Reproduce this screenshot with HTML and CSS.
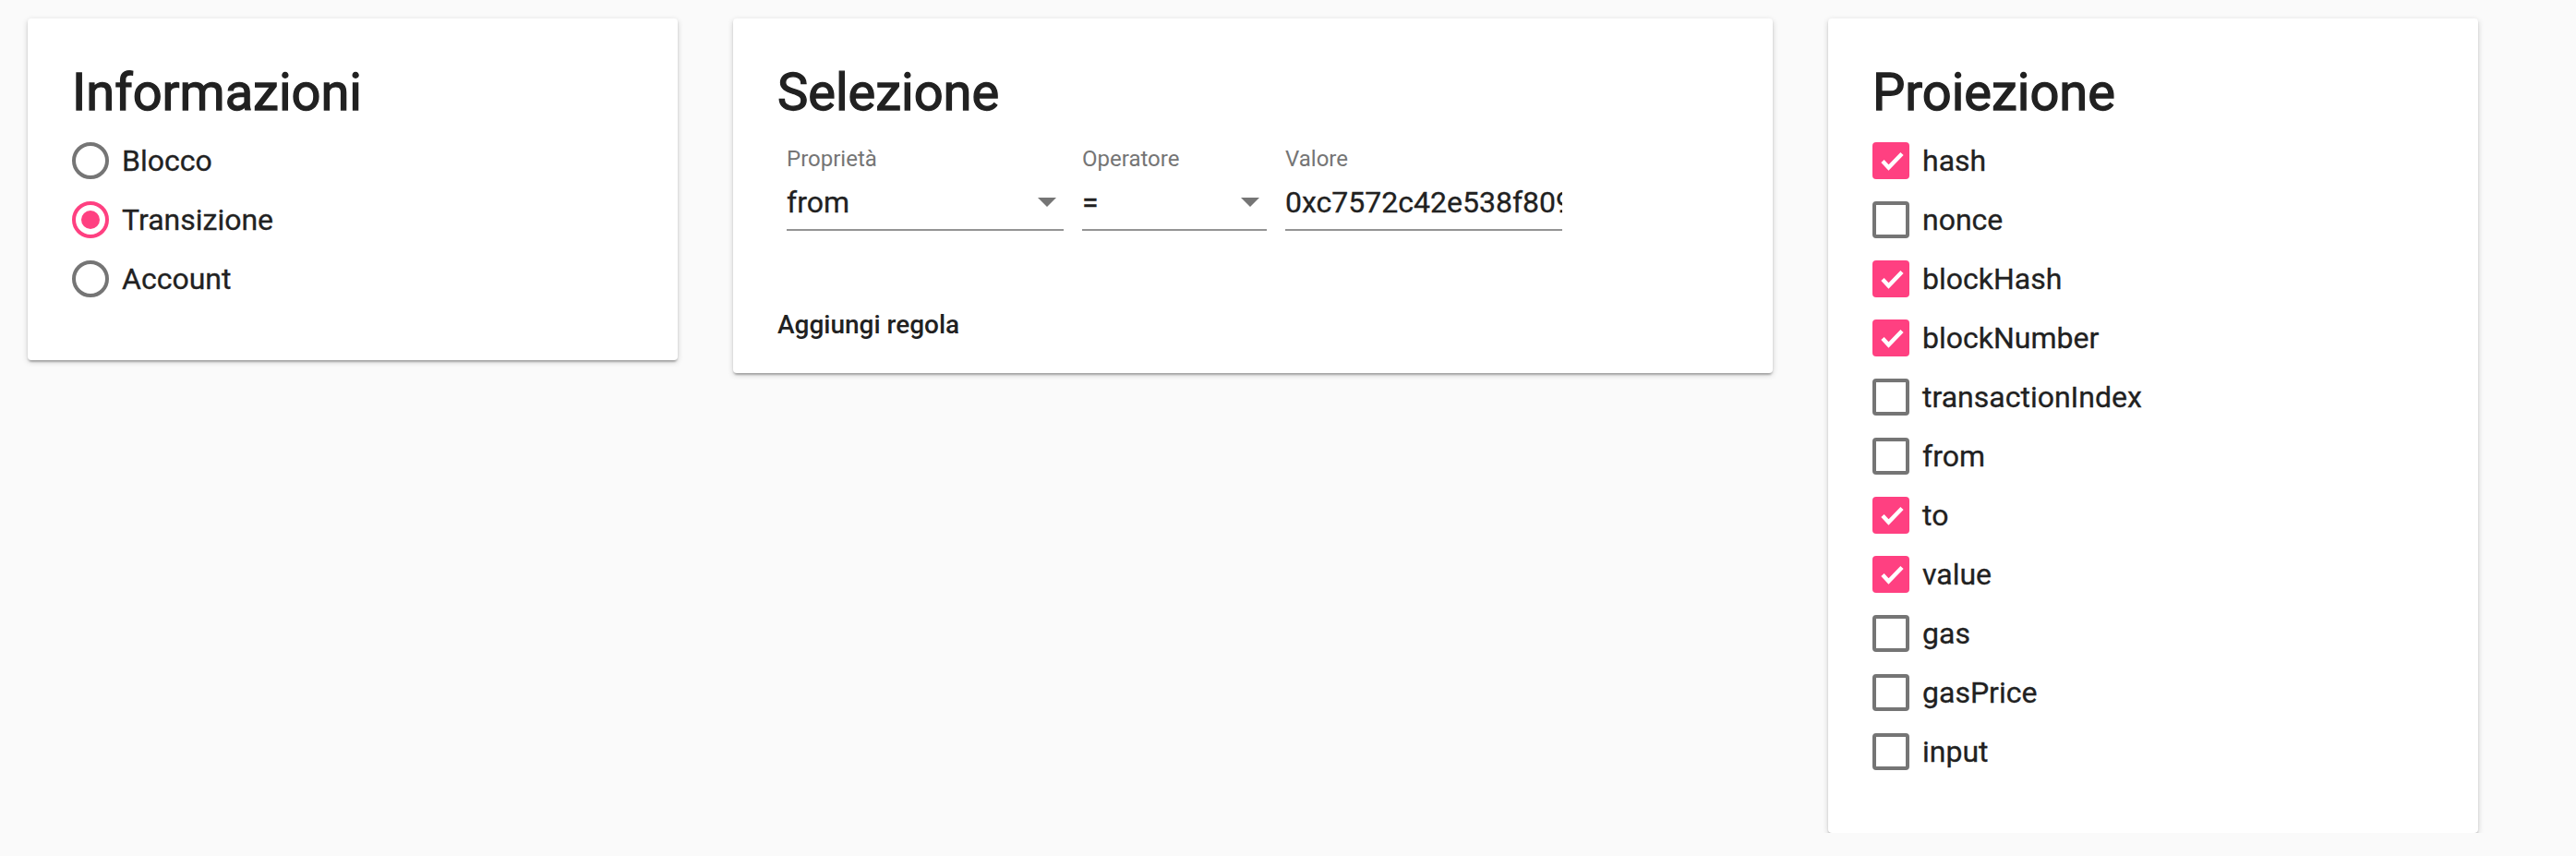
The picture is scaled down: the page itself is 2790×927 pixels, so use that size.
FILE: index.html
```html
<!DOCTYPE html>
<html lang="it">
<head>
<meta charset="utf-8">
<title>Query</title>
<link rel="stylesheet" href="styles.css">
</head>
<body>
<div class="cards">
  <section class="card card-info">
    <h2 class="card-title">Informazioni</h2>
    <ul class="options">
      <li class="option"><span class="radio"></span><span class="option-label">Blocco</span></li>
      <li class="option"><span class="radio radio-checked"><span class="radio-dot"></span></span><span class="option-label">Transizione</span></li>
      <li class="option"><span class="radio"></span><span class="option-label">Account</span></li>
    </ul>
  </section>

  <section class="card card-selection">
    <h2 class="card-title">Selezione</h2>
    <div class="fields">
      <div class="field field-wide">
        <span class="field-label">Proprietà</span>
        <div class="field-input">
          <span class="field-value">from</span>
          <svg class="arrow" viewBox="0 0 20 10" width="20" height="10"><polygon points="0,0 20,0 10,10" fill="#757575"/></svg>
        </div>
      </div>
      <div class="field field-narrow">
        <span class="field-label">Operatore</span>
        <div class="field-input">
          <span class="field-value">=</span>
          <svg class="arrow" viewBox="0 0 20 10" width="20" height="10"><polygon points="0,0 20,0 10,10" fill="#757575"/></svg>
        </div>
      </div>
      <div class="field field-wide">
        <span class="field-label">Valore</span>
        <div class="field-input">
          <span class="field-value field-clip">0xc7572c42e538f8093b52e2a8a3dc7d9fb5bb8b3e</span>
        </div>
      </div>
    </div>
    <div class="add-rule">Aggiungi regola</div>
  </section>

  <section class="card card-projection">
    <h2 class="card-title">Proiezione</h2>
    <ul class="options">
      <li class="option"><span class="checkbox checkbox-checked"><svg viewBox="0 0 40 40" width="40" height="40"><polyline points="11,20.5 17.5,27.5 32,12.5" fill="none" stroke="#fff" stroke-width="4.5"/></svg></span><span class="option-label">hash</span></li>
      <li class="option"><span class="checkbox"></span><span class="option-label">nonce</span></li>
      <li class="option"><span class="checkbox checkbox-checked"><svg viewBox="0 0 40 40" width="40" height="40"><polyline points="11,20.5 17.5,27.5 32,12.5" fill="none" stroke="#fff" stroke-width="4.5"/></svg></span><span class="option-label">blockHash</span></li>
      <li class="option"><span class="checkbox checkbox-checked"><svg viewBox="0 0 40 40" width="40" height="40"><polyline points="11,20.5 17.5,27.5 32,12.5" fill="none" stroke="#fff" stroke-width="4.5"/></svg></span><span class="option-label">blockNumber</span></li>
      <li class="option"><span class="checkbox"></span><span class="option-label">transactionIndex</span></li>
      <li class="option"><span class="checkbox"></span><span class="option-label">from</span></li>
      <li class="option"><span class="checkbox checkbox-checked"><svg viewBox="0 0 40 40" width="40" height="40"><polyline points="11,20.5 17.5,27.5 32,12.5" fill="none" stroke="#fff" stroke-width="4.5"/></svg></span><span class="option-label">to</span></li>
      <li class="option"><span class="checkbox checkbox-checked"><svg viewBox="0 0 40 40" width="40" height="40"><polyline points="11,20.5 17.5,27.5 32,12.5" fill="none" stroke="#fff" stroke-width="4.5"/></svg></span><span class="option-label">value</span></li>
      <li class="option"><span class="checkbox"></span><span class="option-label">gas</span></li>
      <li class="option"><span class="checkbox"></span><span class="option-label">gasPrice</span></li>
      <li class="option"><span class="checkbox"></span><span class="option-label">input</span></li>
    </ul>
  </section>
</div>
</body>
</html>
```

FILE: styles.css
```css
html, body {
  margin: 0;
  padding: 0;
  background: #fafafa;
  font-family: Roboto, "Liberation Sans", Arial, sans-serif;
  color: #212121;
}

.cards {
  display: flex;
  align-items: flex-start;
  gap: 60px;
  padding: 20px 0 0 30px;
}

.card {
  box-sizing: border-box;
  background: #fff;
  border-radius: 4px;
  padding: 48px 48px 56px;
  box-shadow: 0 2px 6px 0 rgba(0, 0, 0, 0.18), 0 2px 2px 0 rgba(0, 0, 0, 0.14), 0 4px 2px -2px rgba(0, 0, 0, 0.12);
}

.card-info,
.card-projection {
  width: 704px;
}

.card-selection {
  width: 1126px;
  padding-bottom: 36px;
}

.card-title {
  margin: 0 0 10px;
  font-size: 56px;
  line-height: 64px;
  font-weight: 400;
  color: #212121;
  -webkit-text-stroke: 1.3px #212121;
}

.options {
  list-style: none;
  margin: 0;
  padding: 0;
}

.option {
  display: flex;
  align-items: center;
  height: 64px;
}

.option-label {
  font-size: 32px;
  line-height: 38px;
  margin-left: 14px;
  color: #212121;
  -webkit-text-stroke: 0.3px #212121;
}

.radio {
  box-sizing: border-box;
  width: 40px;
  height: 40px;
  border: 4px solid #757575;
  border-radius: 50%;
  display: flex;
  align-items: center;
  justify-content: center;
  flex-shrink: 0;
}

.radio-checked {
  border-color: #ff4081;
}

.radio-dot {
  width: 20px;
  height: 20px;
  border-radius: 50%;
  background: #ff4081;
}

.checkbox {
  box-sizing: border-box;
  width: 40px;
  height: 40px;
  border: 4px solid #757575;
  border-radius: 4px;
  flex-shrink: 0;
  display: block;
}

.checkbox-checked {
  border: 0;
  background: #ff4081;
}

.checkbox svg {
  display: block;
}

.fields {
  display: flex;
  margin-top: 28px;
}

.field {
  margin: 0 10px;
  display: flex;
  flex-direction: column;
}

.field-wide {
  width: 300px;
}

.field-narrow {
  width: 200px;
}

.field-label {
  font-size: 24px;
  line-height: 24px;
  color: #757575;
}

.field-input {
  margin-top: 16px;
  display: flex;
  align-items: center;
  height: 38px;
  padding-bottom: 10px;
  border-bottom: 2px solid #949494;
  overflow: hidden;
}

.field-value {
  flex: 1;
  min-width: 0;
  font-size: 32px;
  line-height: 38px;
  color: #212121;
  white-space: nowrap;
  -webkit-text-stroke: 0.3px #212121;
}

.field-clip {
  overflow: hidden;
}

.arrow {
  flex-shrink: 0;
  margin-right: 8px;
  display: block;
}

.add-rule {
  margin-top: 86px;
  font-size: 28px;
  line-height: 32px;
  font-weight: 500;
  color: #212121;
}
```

_Your instructions_.
Omit each picture, then return all of the listing exactly as it stands.

_Solution_.
Reproduce this screenshot with HTML and CSS.
The picture is scaled down: the page itself is 2790×927 pixels, so use that size.
FILE: index.html
```html
<!DOCTYPE html>
<html lang="it">
<head>
<meta charset="utf-8">
<title>Query</title>
<link rel="stylesheet" href="styles.css">
</head>
<body>
<div class="cards">
  <section class="card card-info">
    <h2 class="card-title">Informazioni</h2>
    <ul class="options">
      <li class="option"><span class="radio"></span><span class="option-label">Blocco</span></li>
      <li class="option"><span class="radio radio-checked"><span class="radio-dot"></span></span><span class="option-label">Transizione</span></li>
      <li class="option"><span class="radio"></span><span class="option-label">Account</span></li>
    </ul>
  </section>

  <section class="card card-selection">
    <h2 class="card-title">Selezione</h2>
    <div class="fields">
      <div class="field field-wide">
        <span class="field-label">Proprietà</span>
        <div class="field-input">
          <span class="field-value">from</span>
          <svg class="arrow" viewBox="0 0 20 10" width="20" height="10"><polygon points="0,0 20,0 10,10" fill="#757575"/></svg>
        </div>
      </div>
      <div class="field field-narrow">
        <span class="field-label">Operatore</span>
        <div class="field-input">
          <span class="field-value">=</span>
          <svg class="arrow" viewBox="0 0 20 10" width="20" height="10"><polygon points="0,0 20,0 10,10" fill="#757575"/></svg>
        </div>
      </div>
      <div class="field field-wide">
        <span class="field-label">Valore</span>
        <div class="field-input">
          <span class="field-value field-clip">0xc7572c42e538f8093b52e2a8a3dc7d9fb5bb8b3e</span>
        </div>
      </div>
    </div>
    <div class="add-rule">Aggiungi regola</div>
  </section>

  <section class="card card-projection">
    <h2 class="card-title">Proiezione</h2>
    <ul class="options">
      <li class="option"><span class="checkbox checkbox-checked"><svg viewBox="0 0 40 40" width="40" height="40"><polyline points="11,20.5 17.5,27.5 32,12.5" fill="none" stroke="#fff" stroke-width="4.5"/></svg></span><span class="option-label">hash</span></li>
      <li class="option"><span class="checkbox"></span><span class="option-label">nonce</span></li>
      <li class="option"><span class="checkbox checkbox-checked"><svg viewBox="0 0 40 40" width="40" height="40"><polyline points="11,20.5 17.5,27.5 32,12.5" fill="none" stroke="#fff" stroke-width="4.5"/></svg></span><span class="option-label">blockHash</span></li>
      <li class="option"><span class="checkbox checkbox-checked"><svg viewBox="0 0 40 40" width="40" height="40"><polyline points="11,20.5 17.5,27.5 32,12.5" fill="none" stroke="#fff" stroke-width="4.5"/></svg></span><span class="option-label">blockNumber</span></li>
      <li class="option"><span class="checkbox"></span><span class="option-label">transactionIndex</span></li>
      <li class="option"><span class="checkbox"></span><span class="option-label">from</span></li>
      <li class="option"><span class="checkbox checkbox-checked"><svg viewBox="0 0 40 40" width="40" height="40"><polyline points="11,20.5 17.5,27.5 32,12.5" fill="none" stroke="#fff" stroke-width="4.5"/></svg></span><span class="option-label">to</span></li>
      <li class="option"><span class="checkbox checkbox-checked"><svg viewBox="0 0 40 40" width="40" height="40"><polyline points="11,20.5 17.5,27.5 32,12.5" fill="none" stroke="#fff" stroke-width="4.5"/></svg></span><span class="option-label">value</span></li>
      <li class="option"><span class="checkbox"></span><span class="option-label">gas</span></li>
      <li class="option"><span class="checkbox"></span><span class="option-label">gasPrice</span></li>
      <li class="option"><span class="checkbox"></span><span class="option-label">input</span></li>
    </ul>
  </section>
</div>
</body>
</html>
```

FILE: styles.css
```css
html, body {
  margin: 0;
  padding: 0;
  background: #fafafa;
  font-family: Roboto, "Liberation Sans", Arial, sans-serif;
  color: #212121;
}

.cards {
  display: flex;
  align-items: flex-start;
  gap: 60px;
  padding: 20px 0 0 30px;
}

.card {
  box-sizing: border-box;
  background: #fff;
  border-radius: 4px;
  padding: 48px 48px 56px;
  box-shadow: 0 2px 6px 0 rgba(0, 0, 0, 0.18), 0 2px 2px 0 rgba(0, 0, 0, 0.14), 0 4px 2px -2px rgba(0, 0, 0, 0.12);
}

.card-info,
.card-projection {
  width: 704px;
}

.card-selection {
  width: 1126px;
  padding-bottom: 36px;
}

.card-title {
  margin: 0 0 10px;
  font-size: 56px;
  line-height: 64px;
  font-weight: 400;
  color: #212121;
  -webkit-text-stroke: 1.3px #212121;
}

.options {
  list-style: none;
  margin: 0;
  padding: 0;
}

.option {
  display: flex;
  align-items: center;
  height: 64px;
}

.option-label {
  font-size: 32px;
  line-height: 38px;
  margin-left: 14px;
  color: #212121;
  -webkit-text-stroke: 0.3px #212121;
}

.radio {
  box-sizing: border-box;
  width: 40px;
  height: 40px;
  border: 4px solid #757575;
  border-radius: 50%;
  display: flex;
  align-items: center;
  justify-content: center;
  flex-shrink: 0;
}

.radio-checked {
  border-color: #ff4081;
}

.radio-dot {
  width: 20px;
  height: 20px;
  border-radius: 50%;
  background: #ff4081;
}

.checkbox {
  box-sizing: border-box;
  width: 40px;
  height: 40px;
  border: 4px solid #757575;
  border-radius: 4px;
  flex-shrink: 0;
  display: block;
}

.checkbox-checked {
  border: 0;
  background: #ff4081;
}

.checkbox svg {
  display: block;
}

.fields {
  display: flex;
  margin-top: 28px;
}

.field {
  margin: 0 10px;
  display: flex;
  flex-direction: column;
}

.field-wide {
  width: 300px;
}

.field-narrow {
  width: 200px;
}

.field-label {
  font-size: 24px;
  line-height: 24px;
  color: #757575;
}

.field-input {
  margin-top: 16px;
  display: flex;
  align-items: center;
  height: 38px;
  padding-bottom: 10px;
  border-bottom: 2px solid #949494;
  overflow: hidden;
}

.field-value {
  flex: 1;
  min-width: 0;
  font-size: 32px;
  line-height: 38px;
  color: #212121;
  white-space: nowrap;
  -webkit-text-stroke: 0.3px #212121;
}

.field-clip {
  overflow: hidden;
}

.arrow {
  flex-shrink: 0;
  margin-right: 8px;
  display: block;
}

.add-rule {
  margin-top: 86px;
  font-size: 28px;
  line-height: 32px;
  font-weight: 500;
  color: #212121;
}
```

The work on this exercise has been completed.